The March 2003 issue of The Journal of Adolescent Health
featured a study that examined the link between relationship and sexual attributes among young sexually active women and their self-reported rate of bacterial sexually transmitted diseases (STDs).
Researchers wanted to determine whether racial differences in partner selection between non-Hispanic Black and non-Hispanic White women contributed to the dramatically high rates of gonorrhea and chlamydia among young Black women.
Researchers examined interviews of 1,183 non-Hispanic White and 695 non-Hispanic Black women, ages 15-24, taken from the 1995 National Survey of Family Growth (NSFG). These women all reported at least one lifetime male sexual partner. The NSFG participants were asked about their STD history; whether they had been married, divorced, or had lived with a partner; the ages of their partners; whether their partners had been non-monogamous; and whether they had had casual sexual partners in the two years preceding their interviews.

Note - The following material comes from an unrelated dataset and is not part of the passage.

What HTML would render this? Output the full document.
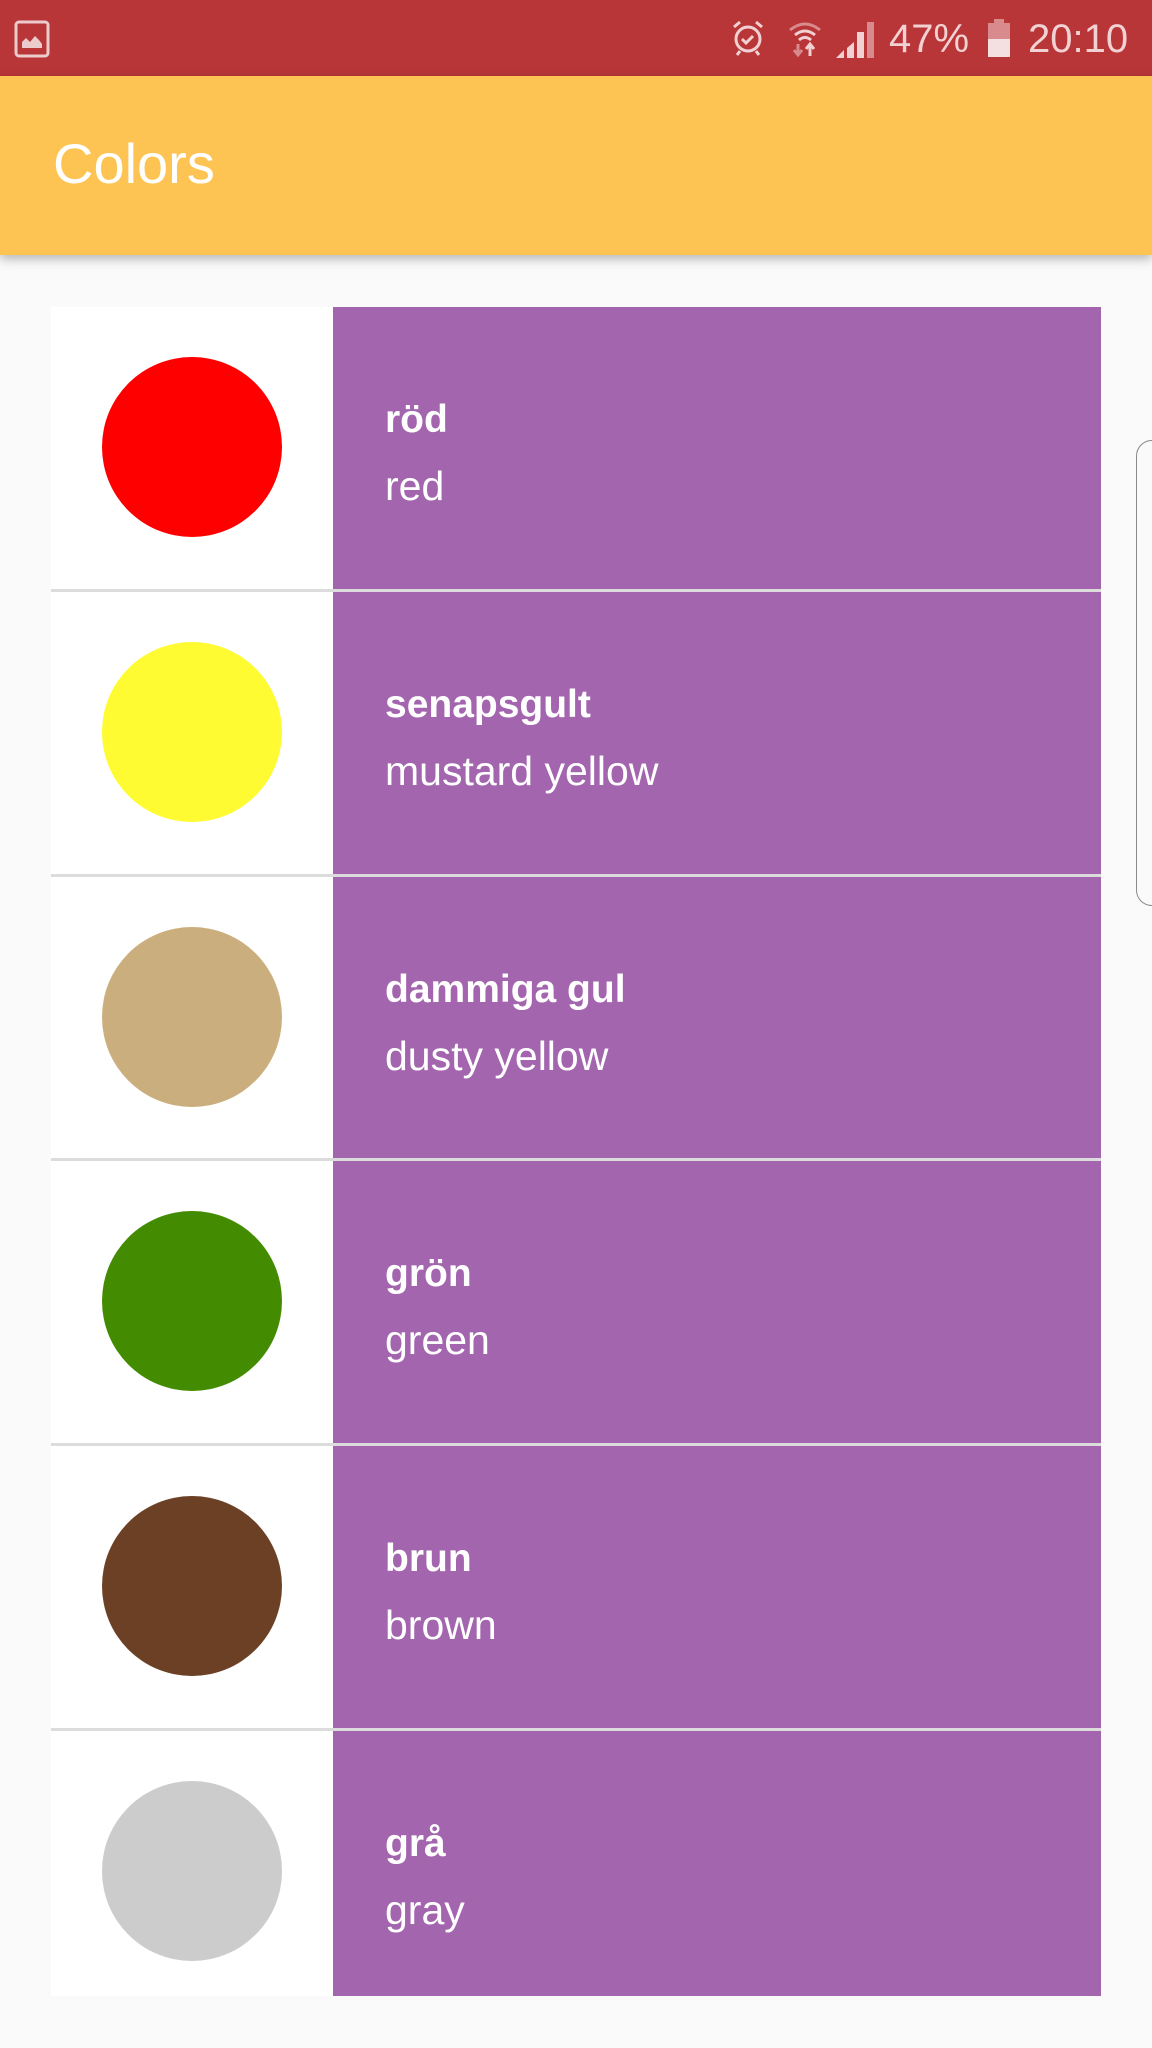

Researchers defined "non-monogamous" as having intercourse with more than one woman at the same time. A "casual partner" was defined as a sexual partner with whom the participant had intercourse without being in a committed, romantic relationship.
History of STDs
- 11% of Black women reported ever having been diagnosed with a bacterial STD compared to 5.6% of White women
- 6.9% of Black women reported having chlamydia compared to 4.5% of White women
- 5% of Black women reported having gonorrhea compared to 1.1% of White women
- 1.5% of Black women reported having syphilis compared to 0.09% of White women
Marital and Cohabitation History
- 14% of Black women reported ever having been married compared to 29% of White women
- Of these, 31% of Black women reported having been divorced, separated, or widowed compared to 15% of White women
- 19% of Black women who had never been married reported having lived with a partner compared to 30% of never-married White women
- 35% of Black women reported having had a non-monogamous partner in the 12 months preceding the NSFG compared to 22% of White women
- 62% of Black women reported having a partner three or more years older than themselves in the three years preceding the NSFG compared to 60% of White women
- 39% of Black women reported having a "casual" sexual partner in the three years preceding the NSFG compared to 35% of White women
Researchers found that although characteristics of sexual partners and relationships often differed by race, this did not explain racial disparities in STDs.

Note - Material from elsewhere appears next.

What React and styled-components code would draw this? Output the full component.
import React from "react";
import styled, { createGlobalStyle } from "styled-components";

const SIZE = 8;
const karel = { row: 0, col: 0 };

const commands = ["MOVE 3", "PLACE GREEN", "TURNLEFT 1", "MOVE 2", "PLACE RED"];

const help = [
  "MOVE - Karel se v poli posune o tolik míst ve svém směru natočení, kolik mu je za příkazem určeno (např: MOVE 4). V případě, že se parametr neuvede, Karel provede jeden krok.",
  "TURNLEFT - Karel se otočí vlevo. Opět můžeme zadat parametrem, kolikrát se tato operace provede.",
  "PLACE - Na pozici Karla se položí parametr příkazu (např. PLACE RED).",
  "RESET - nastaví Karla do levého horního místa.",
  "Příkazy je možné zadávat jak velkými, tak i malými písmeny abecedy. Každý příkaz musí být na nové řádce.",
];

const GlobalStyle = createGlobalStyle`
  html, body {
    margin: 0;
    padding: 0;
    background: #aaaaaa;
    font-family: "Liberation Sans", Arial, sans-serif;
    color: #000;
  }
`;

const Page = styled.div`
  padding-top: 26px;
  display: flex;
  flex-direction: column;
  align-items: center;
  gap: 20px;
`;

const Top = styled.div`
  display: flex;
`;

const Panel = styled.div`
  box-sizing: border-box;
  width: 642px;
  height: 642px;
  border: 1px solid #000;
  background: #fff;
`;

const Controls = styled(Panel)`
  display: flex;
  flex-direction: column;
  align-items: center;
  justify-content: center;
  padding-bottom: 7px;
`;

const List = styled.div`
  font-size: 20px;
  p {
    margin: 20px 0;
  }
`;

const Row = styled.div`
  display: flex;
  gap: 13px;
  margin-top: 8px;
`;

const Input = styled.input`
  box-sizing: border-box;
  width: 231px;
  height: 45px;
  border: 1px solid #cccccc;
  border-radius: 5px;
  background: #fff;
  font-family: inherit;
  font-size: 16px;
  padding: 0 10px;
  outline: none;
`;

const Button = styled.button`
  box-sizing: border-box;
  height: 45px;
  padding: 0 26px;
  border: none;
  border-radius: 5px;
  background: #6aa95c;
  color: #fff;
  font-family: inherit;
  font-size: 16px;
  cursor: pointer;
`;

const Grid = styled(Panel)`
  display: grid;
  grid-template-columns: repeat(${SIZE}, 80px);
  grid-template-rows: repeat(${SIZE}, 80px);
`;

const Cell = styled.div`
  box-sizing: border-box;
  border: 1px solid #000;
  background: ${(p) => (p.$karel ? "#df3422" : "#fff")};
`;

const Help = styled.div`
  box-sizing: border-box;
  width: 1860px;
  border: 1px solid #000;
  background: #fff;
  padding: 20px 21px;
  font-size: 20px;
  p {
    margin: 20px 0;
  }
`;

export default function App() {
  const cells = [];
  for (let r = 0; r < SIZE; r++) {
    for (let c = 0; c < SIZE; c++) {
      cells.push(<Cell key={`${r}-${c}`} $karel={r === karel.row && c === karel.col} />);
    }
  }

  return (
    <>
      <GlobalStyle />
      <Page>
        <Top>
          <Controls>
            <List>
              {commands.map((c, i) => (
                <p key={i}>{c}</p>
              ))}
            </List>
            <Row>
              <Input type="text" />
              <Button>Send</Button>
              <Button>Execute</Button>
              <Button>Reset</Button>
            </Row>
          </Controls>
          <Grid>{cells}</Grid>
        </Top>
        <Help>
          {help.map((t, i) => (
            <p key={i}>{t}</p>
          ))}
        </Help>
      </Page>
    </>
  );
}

As a result, the researchers suggest that STD prevention and interventions should not be limited to "high risk" young women or to young women with "high risk" partners. Instead they encourage health care providers to screen and treat all young women and men (even those in monogamous relationships) for STDs early on and to incorporate STD screening in gynecological exams in order to stop the spread of bacterial STDs among sexually active young Black women.
- Nina T. Harawa et al., "Do Differences in Relationship and Partner Attributes Explain Disparities in Sexually Transmitted Disease Among Young White and Black Women?," Journal of Adolescent Health, vol. 32, no. 3, pp. 187-91.